Cain has come to kill Abel, let the earth drink deep the waters of Life.

And we do this, even now. Overtly or subtly, it is going on all around us, and then rationalized away by the Political pundits, as well as the Religious pundits contentedly rationalizing it away through the doctrines of the respective  groups, and teaching the masses that they’ll be given a free ride through the fiery rain coming down from the storms ahead of us—either by rapture, or a special protection reserved exclusively for the group’s members while all the “bad” religions all around them get destroyed.

Maybe you know this already, though.

We may not kill a man, that’s true. But that doesn’t mean we can’t wish he were dead, right? That’s a battlefield that has to be fought on the inside and we’re faced with the same question asked of Cain: “Will you, for your part, get mastery over it?”

It wasn’t Cain’s sacrifice that the Father was rejecting, I daresay. It was what he brought with it when he came to that altar. It was tainting the very thing he was offering up. The Father didn’t want Cain’s sacrifice, even going so far as to reject it.

But that was because the Father wanted His son, Cain, not a sacrifice. What could Cain have possibly brought as a sacrifice to get his Father to overlook the one thing that was driving a wedge between Cain and Jehovah God, getting mastery over Cain. The Heavenly Father was wanting Cain to give up the thing that Cain treasured above his own Maker.

There’s a sound reason why we’re purposely NOT told what that thing was, because every single one of us is either a Cain or we are an Abel.

Every single day.

And the sooner we remember that, the better the odds that we’re going to be motivated enough to master whatever it is that steals our devotion.  And maybe, God willing, even root it out.

Most interesting is it to me, when we’re in a religion, that we definitely know how it turned out for Cain, but that doesn’t stop us. from engaging in the same practice. We become so deceived by ourselves  and our amazing capacity to rationalize, that we no longer think about it in that way, comforted in the notion that claims that Almighty God will be the one dealing with the infidels, apostates and chaff of Christianity and Christendom.

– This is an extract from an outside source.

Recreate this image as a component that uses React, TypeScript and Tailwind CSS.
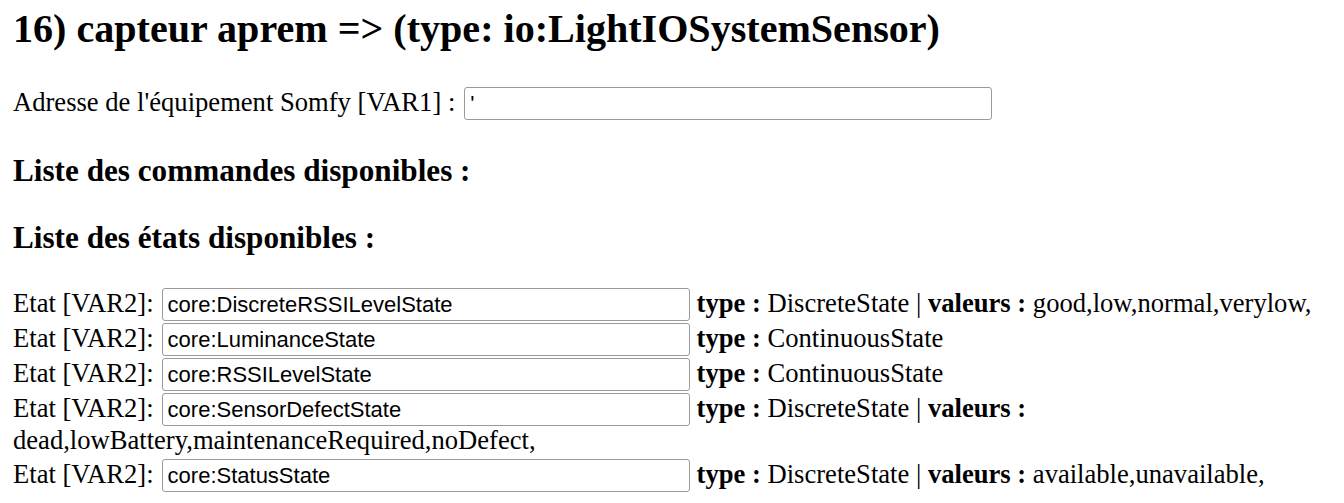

Even though the Bible makes it absolutely clear that we must NEVER call down evil on a fellow Man or Woman.

There are groups of Christians who do that every other weekend or meeting through the rehearsal of their religion.

If you’re not with us, you’re against us, and of the Devil.

So speaks the Doctrine.

It’s like we just can’t help ourselves. Spoiled children grasping, no clinging to our passions. We will not step back, even if it takes us ultimately to our undoing.

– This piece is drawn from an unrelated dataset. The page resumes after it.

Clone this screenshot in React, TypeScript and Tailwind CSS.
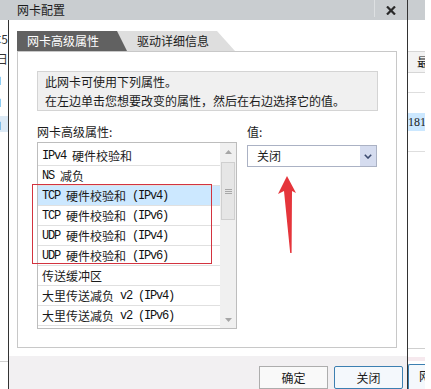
import React from 'react';

const items = [
  'IPv4 硬件校验和',
  'NS 减负',
  'TCP 硬件校验和 (IPv4)',
  'TCP 硬件校验和 (IPv6)',
  'UDP 硬件校验和 (IPv4)',
  'UDP 硬件校验和 (IPv6)',
  '传送缓冲区',
  '大里传送减负 v2 (IPv4)',
  '大里传送减负 v2 (IPv6)',
];

// latin parts get a narrow mono face, like the half-width glyphs of the original
const ItemText = ({ text }: { text: string }) => {
  const parts = text.split(/([\u4e00-\u9fff]+)/).filter(Boolean);
  return (
    <>
      {parts.map((p, i) =>
        /[\u4e00-\u9fff]/.test(p) ? (
          <span key={i}>{p}</span>
        ) : (
          <span key={i} className="font-['Liberation_Mono'] text-[12px] tracking-[-1.2px] whitespace-pre text-[#111]">
            {p}
          </span>
        )
      )}
    </>
  );
};

const Tri = ({ up }: { up?: boolean }) => (
  <svg width="7" height="4" viewBox="0 0 7 4">
    <path d={up ? 'M0 4 L3.5 0 L7 4 Z' : 'M0 0 L3.5 4 L7 0 Z'} fill="#a6a6a6" />
  </svg>
);

export default function App() {
  return (
    <div className="relative w-[431px] h-[389px] overflow-hidden bg-white font-['Noto_Sans_CJK_SC',sans-serif] text-[12px] text-[#1b1b1b]">
      {/* title bar */}
      <div className="flex h-[20px]">
        <div className="flex w-[408px] items-center bg-[#c9cdd0] border-r border-[#333]">
          <span className="flex-1 pl-[17px] leading-[20px]">网卡配置</span>
          <div className="self-start h-[17px] w-px bg-[#dde0e2]" />
          <div className="flex w-[32px] items-center justify-center">
            <svg width="10" height="9" viewBox="0 0 10 9">
              <path d="M1 0.5 L9 8.5 M9 0.5 L1 8.5" stroke="#2a2a2a" strokeWidth="2.2" />
            </svg>
          </div>
        </div>
        <div className="w-[17px] bg-[#c9cdd0]" />
      </div>

      <div className="flex h-[369px]">
        {/* window behind, left edge */}
        <div className="flex w-[8px] flex-col overflow-hidden text-[#333]">
          <div className="h-[12px]" />
          <div className="flex h-[14px] justify-end whitespace-nowrap leading-[14px]">版本5</div>
          <div className="h-[6px]" />
          <div className="flex h-[14px] justify-end whitespace-nowrap leading-[14px]">时间日</div>
          <div className="h-[6px]" />
          <div className="flex h-[14px] justify-end whitespace-nowrap leading-[14px]">卡」</div>
          <div className="h-[8px]" />
          <div className="flex h-[14px] justify-end whitespace-nowrap leading-[14px]">址」</div>
          <div className="h-[8px]" />
          <div className="flex h-[16px] justify-end whitespace-nowrap bg-[#dceaf6] leading-[16px]">值」</div>
          <div className="h-[230px] border-b border-[#cfcfcf]" />
        </div>

        {/* dialog */}
        <div className="flex w-[400px] flex-col border-l border-r border-[#333]">
          <div className="h-[337px] bg-white pl-[8px] pt-[11px]">
            <div className="flex h-[20px]">
              <div className="relative z-10 w-[110px] bg-[#616161] pl-[10px] leading-[20px] text-white [clip-path:polygon(0_0,100px_0,110px_100%,0_100%)]">
                网卡高级属性
              </div>
              <div className="-ml-[10px] w-[118px] bg-[#dedede] pl-[20px] leading-[20px] [clip-path:polygon(0_0,100px_0,118px_100%,0_100%)]">
                驱动详细信息
              </div>
            </div>

            <div className="h-[297px] w-[380px] border border-[#c8c8c8] pl-[19px] pt-[19px]">
              <div className="h-[40px] w-[341px] border border-[#d4d4d4] bg-[#f0f0f0] pl-[7px] leading-[19px]">
                <div>此网卡可使用下列属性。</div>
                <div className="whitespace-nowrap">在左边单击您想要改变的属性，然后在右边选择它的值。</div>
              </div>

              <div className="mt-[11px] flex">
                <div className="w-[200px]">
                  <div className="h-[20px] leading-[20px]">网卡高级属性:</div>
                  <div className="flex h-[187px] border border-[#bdbdbd]">
                    <div className="flex-1 overflow-hidden pt-[3px]">
                      {items.map((it, i) => (
                        <div
                          key={it}
                          className={`flex h-[20px] items-center whitespace-nowrap border-b border-[#e0e0e0] pl-[4px] ${
                            i === 2 ? 'bg-[#cce8ff]' : ''
                          }`}
                        >
                          <ItemText text={it} />
                        </div>
                      ))}
                    </div>
                    <div className="flex w-[16px] flex-col bg-[#f0f0f0]">
                      <div className="flex h-[17px] items-center justify-center">
                        <Tri up />
                      </div>
                      <div className="mx-[1px] mt-[2px] flex h-[58px] items-center justify-center border border-[#cfcfcf] bg-[#e6e6e6]">
                        <div className="flex w-[7px] flex-col gap-[1px]">
                          <div className="h-px bg-[#a8a8a8]" />
                          <div className="h-px bg-[#a8a8a8]" />
                          <div className="h-px bg-[#a8a8a8]" />
                        </div>
                      </div>
                      <div className="flex-1" />
                      <div className="flex h-[17px] items-center justify-center">
                        <Tri />
                      </div>
                    </div>
                  </div>
                </div>

                <div className="ml-[10px]">
                  <div className="h-[20px] leading-[20px]">值:</div>
                  <div className="mt-[3px] flex h-[22px] w-[130px] border border-[#abb2c4] bg-white">
                    <span className="flex-1 pl-[9px] leading-[20px]">关闭</span>
                    <div className="flex w-[16px] items-center justify-center bg-[#d5dcef]">
                      <svg width="8" height="5" viewBox="0 0 8 5">
                        <path d="M0.8 0.8 L4 4 L7.2 0.8" fill="none" stroke="#3d4c70" strokeWidth="1.6" />
                      </svg>
                    </div>
                  </div>
                </div>
              </div>
            </div>
          </div>

          <div className="flex flex-1 justify-end gap-[6px] bg-[#f2f0f2] pr-[4px] pt-[10px]">
            <button className="h-[23px] w-[69px] border border-[#adadad] bg-[#f9f9f9] text-[12px]">确定</button>
            <button className="h-[23px] w-[69px] rounded-[2px] border border-[#3c7fb1] bg-[#f4f8fc] text-[12px]">关闭</button>
          </div>
        </div>

        {/* window behind, right edge */}
        <div className="w-[17px] overflow-hidden">
          <div className="h-[31px]" />
          <div className="h-[22px] whitespace-nowrap border-y border-[#d6d6d6] bg-[#f3f3f3] pl-[9px] leading-[20px]">最近</div>
          <div className="h-[20px] border-b border-[#dedede]" />
          <div className="h-[20px]" />
          <div className="h-[18px] whitespace-nowrap bg-[#cce8ff] font-['Liberation_Serif'] leading-[18px]">181</div>
          <div className="h-[21px] border-b border-[#dedede]" />
          <div className="h-[197px] border-b border-[#cfcfcf]" />
          <div className="h-[8px]" />
          <div className="h-[4px] bg-[#f6e9ee]" />
          <div className="h-[3px]" />
          <div className="h-[26px] whitespace-nowrap rounded-tl-[2px] border-l border-t border-[#3c7fb1] bg-[#f4f8fc] pl-[10px] leading-[22px]">网络</div>
        </div>
      </div>

      {/* red annotation */}
      <div className="absolute left-[32px] top-[184px] h-[80px] w-[180px] border border-[#d3333f]" />
      <svg className="absolute left-[276px] top-[174px]" width="22" height="82" viewBox="0 0 22 82">
        <path d="M11 2 L20 19 L16 17 L15.6 79 L14.2 79 L8 17 L2 20 Z" fill="#e5353b" />
      </svg>
    </div>
  );
}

We’re that stubborn, aren’t we?

But there’s something else we’ve forgotten, too.

If we take a Life, we take everything that Life would ever be after that moment. And we may have adversely affected other Lifes that were tied to that particular Life you snuffed out of existence today.

What an evil thing. If any person that raised a hand against a fellow human stopped to realize that they are striking down every person after that fellow human, child, grandchild, heirs, would we be so eager to kill them?

Perhaps so. After all, the hatred which can rise up in the hearts of Men has often demonstrated a powerful, unstoppable willfulness to wipe out an entire group of other Men.

But what about things that aren’t Men?

A fly, a moth, a butterfly, a bird… when do we finally take notice that we just killed something? An ant, a mouse, a squirrel, a raccoon, a dog, a deer…?

It’s an interesting question, I think. We do, it seems, tend to favor larger Lifes than smaller ones, which we must rationalize somehow as less of a worthwhile Life, in most cases even insignificant.

We feel far worse about some deaths than others, too. If we squish a mouse with our car or truck, our response is definitely different from if it had been a chipmunk, for example. Or a squirrel. Or, a cat or dog.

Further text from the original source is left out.